Is it possible this has been fixed (running PHP4.3.4) as I notice the post
is from 2005... Or am I not looking at something right?

Norm

**Erwin Moller** · Dec 13 '06, 10:25 AM

Re: faster way to get from SQL database into array

Toby Inkster wrote:

Erwin Moller wrote:
>

>You have a certain value that you transform to a md5 and check if it is
>your db allready, right?

>
No -- he has *hundred of thousands* of "certain values" that he needs to
transform to an MD5 and check to see if it's in his DB already.
>
What you are suggesting is (pseudo-code abound):

No, I am explicitely NOT suggesting that because that would be very stupid
and I am not. :P
I suggested he does 1 query with the precalculated md5-hash (You must have
misread my post: please reread my post, it clearly suggest 1 query).

But it is entirely possible I do not understand the problem.
That has to do with the fact I cannot imagine a setup that needs to do this,
and if it is needed, that design was bad and needs to be redone IMHO.

I understood that the database holds the md5-hashes, not the raw data, and
the OP said this in his original message:
"I currently have a list of md5 strings and need to check if a new
string is in that list hundreds of thousands of times."

What is unclear to me is WHY he has zillion values to transform to
md5-hashes.
Sounds like very bad design to me.

But since Cleverburn dropped out of this discussion, it will be hard to tell
what he actually is doing. We can only guess.

Regards,
Erwin Moller

**Toby Inkster** · Dec 13 '06, 10:35 AM

Re: faster way to get from SQL database into array

Norman Peelman wrote:

Is it possible this has been fixed (running PHP4.3.4) as I notice the post
is from 2005... Or am I not looking at something right?
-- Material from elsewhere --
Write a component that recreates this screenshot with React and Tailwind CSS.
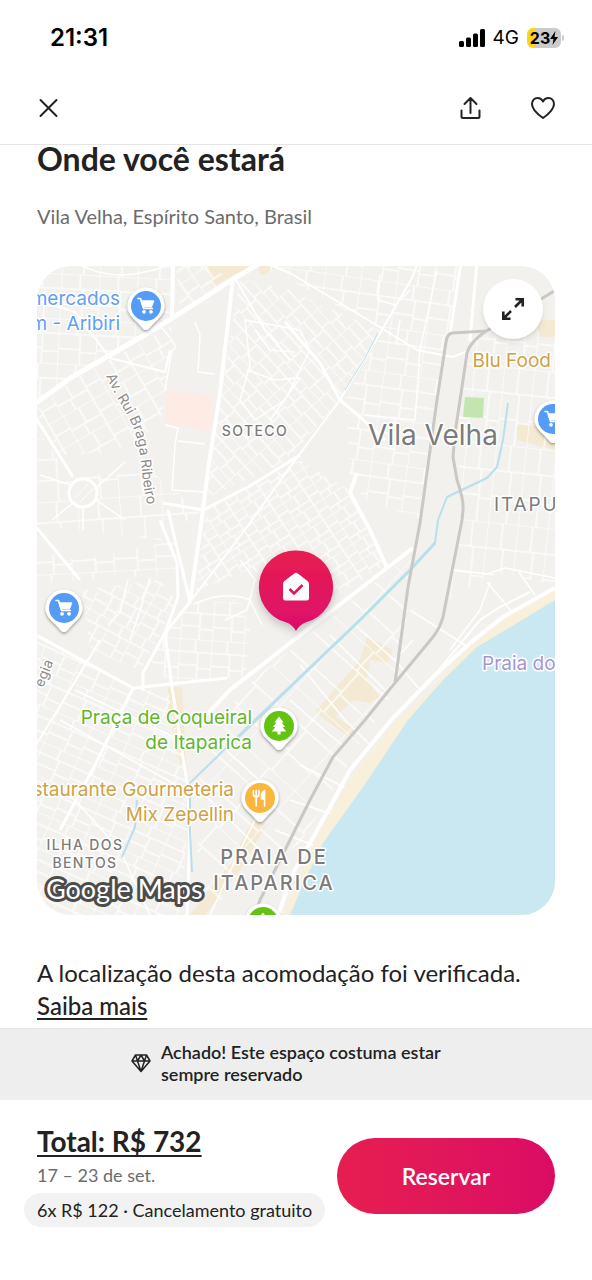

The strings given in the article need to be un-wordwrapped and un-hexed
before comparison...

<?php

# These are hexadecimal versions of the true strings that need to be
# tested for MD5 values.
$hex_A =
'd131dd02c5e6ee c4693d9a0698aff 95c2fcab5871246 7eab4004583eb8f b7f8955ad340609 f
4b30283e4888325 71415a085125e8f 7cdc99fd91dbdf2 80373c5bd8823e3 156348f5bae6dac d
436c919c6dd53e2 b487da03fd02396 306d248cda0e99f 33420f577ee8ce5 4b67080a80d1ec6 9
821bcb6a8839396 f9652b6ff72a70' ;
$hex_B =
'd131dd02c5e6ee c4693d9a0698aff 95c2fcab5071246 7eab4004583eb8f b7f8955ad340609 f
4b30283e4888325 f1415a085125e8f 7cdc99fd91dbd72 80373c5bd8823e3 156348f5bae6dac d
436c919c6dd53e2 3487da03fd02396 306d248cda0e99f 33420f577ee8ce5 4b67080280d1ec6 9
821bcb6a8839396 f965ab6ff72a70' ;

# First, remove extra characters introduced by wrapping in article.
$hex_A = preg_replace('/[\r\n\s]/', '', $hex_A);
$hex_B = preg_replace('/[\r\n\s]/', '', $hex_B);

# Now, unhex them.
$str_A = pack('H*', $hex_A);
$str_B = pack('H*', $hex_B);

$sha1_A = sha1($str_A);
$sha1_B = sha1($str_B);

$crc32_A = crc32($str_A);
$crc32_B = crc32($str_B);

$md5_A = md5($str_A);
$md5_B = md5($str_B);

echo "<pre>\n";
echo "To prove the strings are different, look at their SHA-1 and CRC32 values.\n";
echo "\n";
echo "SHA-1 A: {$sha1_A}\n";
echo "SHA-1 B: {$sha1_B}\n";
echo "\n";
echo "CRC32 A: {$crc32_A}\n";
echo "CRC32 B: {$crc32_B}\n";
echo "\n";
echo "Now behold...\n";
echo "\n";
echo "MD5 A: {$md5_A}\n";
echo "MD5 B: {$md5_B}\n";
echo "</pre>\n";

?>

--
Toby A Inkster BSc (Hons) ARCS
Contact Me ~ http://tobyinkster.co.uk/contact

**Norman Peelman** · Dec 13 '06, 12:25 PM

Re: faster way to get from SQL database into array

"Erwin Moller"
<since_humans_r ead_this_I_am_s pammed_too_much @spamyourself.c omwrote in
message news:457fdab9$0 $326$e4fe514c@n ews.xs4all.nl.. .

Toby Inkster wrote:
>

Erwin Moller wrote:

You have a certain value that you transform to a md5 and check if it is
your db allready, right?

No -- he has *hundred of thousands* of "certain values" that he needs to
transform to an MD5 and check to see if it's in his DB already.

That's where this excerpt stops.